How V Energy Drink cracked millennials with a crazy content series

Lindsay Bennett
By Lindsay Bennett | 17 November 2016

The millennials have long been hailed the holy grail for marketers, but capturing the attention of the elusive demographic has been a difficult feat for many brands – including V Energy Drink.

V Energy Drink is best known for the tagline “The massive hit that improves you a bit”. The brand has previously invested heavily in TV, with several big budget commercials rolling out.

But in its latest marketing push, the brand went big with branded content, using Snapchat videos, street murals, GIFs, outdoor billboards and YouTube videos to reach its 18-24 target demographic.

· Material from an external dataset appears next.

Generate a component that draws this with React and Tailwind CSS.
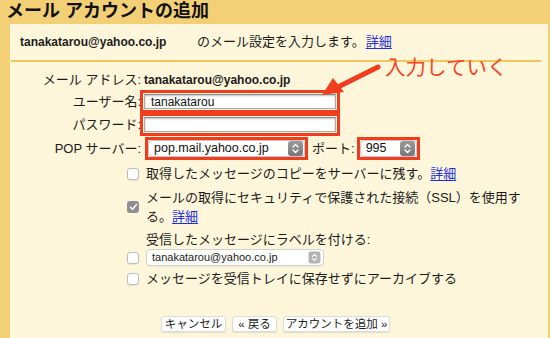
import React from "react";

function Stepper({ light }) {
  return (
    <span
      className={
        "flex h-[15px] w-[15px] items-center justify-center rounded-[3px] " +
        (light ? "bg-[#b4b4b6]" : "bg-gradient-to-b from-[#9a9a9c] to-[#77777a]")
      }
    >
      <svg width="9" height="11" viewBox="0 0 9 11" fill="none" stroke="#fff" strokeWidth="1.4" strokeLinecap="round" strokeLinejoin="round">
        <path d="M2 4 L4.5 1.6 L7 4" />
        <path d="M2 7 L4.5 9.4 L7 7" />
      </svg>
    </span>
  );
}

function Checkbox({ checked }) {
  return checked ? (
    <span className="flex h-[12px] w-[12px] shrink-0 items-center justify-center rounded-[3px] bg-[#8e8e93]">
      <svg width="9" height="8" viewBox="0 0 9 8" fill="none" stroke="#fff" strokeWidth="1.4" strokeLinecap="round" strokeLinejoin="round">
        <path d="M1.5 4.3 L3.5 6.3 L7.5 1.5" />
      </svg>
    </span>
  ) : (
    <span className="block h-[12px] w-[12px] shrink-0 rounded-[3px] border border-[#bdbdbd] bg-white shadow-[0_1px_1px_rgba(0,0,0,0.08)]" />
  );
}

function RedBox({ className, children }) {
  return <div className={"border-[3px] border-[#f23c1e] " + className}>{children}</div>;
}

function TextInput({ value }) {
  return (
    <div className="flex h-full items-center border border-[#a9a9a9] border-t-[#8c8c8c] bg-white pl-[6px] text-[12px] text-[#111] shadow-[inset_0_1px_2px_rgba(0,0,0,0.25)]">
      {value}
    </div>
  );
}

function Select({ value }) {
  return (
    <div className="flex h-full items-center justify-between rounded-[4px] border border-[#c6c6c6] bg-white pl-[5px] pr-[1px] text-[12.5px] text-[#111]">
      <span>{value}</span>
      <Stepper />
    </div>
  );
}

const Link = ({ children }) => <a className="text-[#1f2fe0] underline underline-offset-2">{children}</a>;

export default function App() {
  return (
    <div className="relative flex h-[338px] w-[550px] flex-col overflow-hidden bg-[#f3cf76] font-['Liberation_Sans','Noto_Sans_CJK_JP',sans-serif] text-[#1b1b1b]">
      <h1 className="h-[24px] pl-[6px] text-[18px] font-bold leading-[23px] text-[#111]">メール アカウントの追加</h1>

      <div className="ml-[10px] mr-[2px] flex-1 bg-[#fef6da] text-[13px]">
        <div className="flex h-[36px] items-center pl-[10px]">
          <span className="w-[177px] text-[12px] font-bold">tanakatarou@yahoo.co.jp</span>
          <span>のメール設定を入力します。</span>
          <span className="ml-[1px]"><Link>詳細</Link></span>
        </div>
        <div className="ml-[1px] mr-[7px] h-[2px] bg-[#f3c65b]" />

        <div className="mt-[7px] flex h-[21px] items-center">
          <span className="w-[131px] text-right">メール アドレス:</span>
          <span className="ml-[3px] text-[12px] font-bold">tanakatarou@yahoo.co.jp</span>
        </div>
        <div className="flex h-[23px] items-center">
          <span className="w-[131px] text-right">ユーザー名:</span>
          <RedBox className="ml-[-1px] h-[23px] w-[200px] p-[1px]">
            <TextInput value="tanakatarou" />
          </RedBox>
        </div>
        <div className="flex h-[23px] items-center">
          <span className="w-[131px] text-right">パスワード:</span>
          <RedBox className="ml-[-1px] h-[23px] w-[200px] p-[1px]">
            <TextInput value="" />
          </RedBox>
        </div>
        <div className="mt-[1px] flex h-[23px] items-center">
          <span className="w-[131px] text-right">POP サーバー:</span>
          <RedBox className="ml-[4px] h-[23px] w-[163px]">
            <Select value="pop.mail.yahoo.co.jp" />
          </RedBox>
          <span className="ml-[4px]">ポート:</span>
          <RedBox className="ml-[2px] h-[23px] w-[63px]">
            <Select value="995" />
          </RedBox>
        </div>

        <div className="mt-[3px] flex h-[22px] items-center gap-[7px] pl-[117px]">
          <Checkbox />
          <span>
            取得したメッセージのコピーをサーバーに残す。<Link>詳細</Link>
          </span>
        </div>
        <div className="mt-[3px] flex items-center gap-[7px] pl-[117px]">
          <Checkbox checked />
          <span className="w-[382px] leading-[19px]">
            メールの取得にセキュリティで保護された接続（SSL）を使用する。<Link>詳細</Link>
          </span>
        </div>
        <div className="mt-[5px] flex gap-[7px] pl-[117px]">
          <div className="mt-[21px] shrink-0">
            <Checkbox />
          </div>
          <div className="flex flex-col">
            <span className="leading-[18px]">受信したメッセージにラベルを付ける:</span>
            <div className="flex h-[17px] w-[178px] items-center justify-between rounded-[4px] border border-[#d2d2d2] bg-white pl-[5px] pr-[1px] text-[11px] shadow-[0_1px_1px_rgba(0,0,0,0.06)]">
              <span>tanakatarou@yahoo.co.jp</span>
              <span className="scale-[0.8]">
                <Stepper light />
              </span>
            </div>
          </div>
        </div>
        <div className="mt-[2px] flex h-[22px] items-center gap-[7px] pl-[117px]">
          <Checkbox />
          <span>メッセージを受信トレイに保存せずにアーカイブする</span>
        </div>

        <div className="mt-[26px] flex gap-[6px] pl-[151px] text-[11.5px]">
          <button className="h-[16px] w-[65px] rounded-[3px] border border-[#dcdcdc] bg-white leading-[14px] shadow-[0_1px_1px_rgba(0,0,0,0.1)]">キャンセル</button>
          <button className="h-[16px] w-[45px] rounded-[3px] border border-[#dcdcdc] bg-white leading-[14px] shadow-[0_1px_1px_rgba(0,0,0,0.1)]">« 戻る</button>
          <button className="h-[16px] w-[107px] rounded-[3px] border border-[#dcdcdc] bg-white leading-[14px] shadow-[0_1px_1px_rgba(0,0,0,0.1)]">アカウントを追加 »</button>
        </div>
      </div>

      <span className="absolute left-[385px] top-[56px] text-[20.5px] leading-[24px] text-[#f4452a]">入力していく</span>
      <svg className="absolute left-[318px] top-[62px]" width="66" height="38" viewBox="0 0 66 38">
        <path d="M60 5 L22 24" stroke="#f23c1e" strokeWidth="5" strokeLinecap="round" />
        <path d="M4 33 L15 16 L26 30 Z" fill="#f23c1e" />
      </svg>
    </div>
  );
}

Andrew Fenwick, marketing manager at Frucor, the parent company of V Energy Drink, tells AdNews the decision to experiment with more native content was led by the changing habits of millennials.

“Reaching the 18-24 key target is the trickiest thing for V. They are becoming harder to reach with traditional mediums,” he says.

“That’s not to say they aren’t consuming TV and outdoor but it’s very different interactions with these mediums, such as dual screening.

“The key thing is that we’ve jumped into content now. There is definitely still a role for traditional media channels to drive brand salience, but we are trying to shift our brand metrics to talk to customers in an entertaining way.”

The new content series features 24 pieces of content, from TKT Sydney - part of Clemenger BBDO Sydney, was designed to teach millennials vital life skills overlooked by schools – from folding a fitted sheet to faking a sickie.

To get its message across, V recruited YouTube sensations RackaRacka, Aunty Donna and notorious Super Bowl crasher Dion Rich.

One of the clips duped more than 14 million people worldwide, including rapper 50 Cent, who shared a video of someone taking a selfie with an exploding volcano with his 37 million Facebook followers dubbing it “maf*cking crazy”.

“Where people are consuming media and likely to interact with our brand is quite a different route to what we’ve bought previously,” Fenwick says.

“People only want to be interacting with brands when they want. So we decided to provide “non-advertising” in a sense.

“When OMD presented the media plans for the campaign, I questioned if it was even an ad. But when I put myself in the shoes of a younger audience, it has subtle branding. There’s no logo slapping but it still relates to the “improve you a bit tagline.”

What the agency said

Working with the YouTube influencers was a new experience for TKT Sydney. The agency has been working with V Energy Drink for four years on TV commercials, but wanted to connect with “light or lapsed” younger energy drink consumers.

“Our main job as an agency was to get out of the way of the content producers. A lot of the clips were done with YouTube stars who have their own style, so as a creative director I had to relinquish control,” TKT creative director Brendan Willenberg tells AdNews.

“The output has validated our hands off approach, but it took a brave client and a trusting agency.”

Willenberg says there is a definite shift within the creative industry towards content over commercials.

“Big, sexy TV commercials have a time and place but there is a whole other group of people who are harder to reach now. This content is the top of the iceberg at reaching people with entertainment, through Snapchat lenses and more,” he says.

“We currently peg ourselves against Red Bull, which is about extreme sports. Our idea is we make you a bit better at smaller, sillier things.”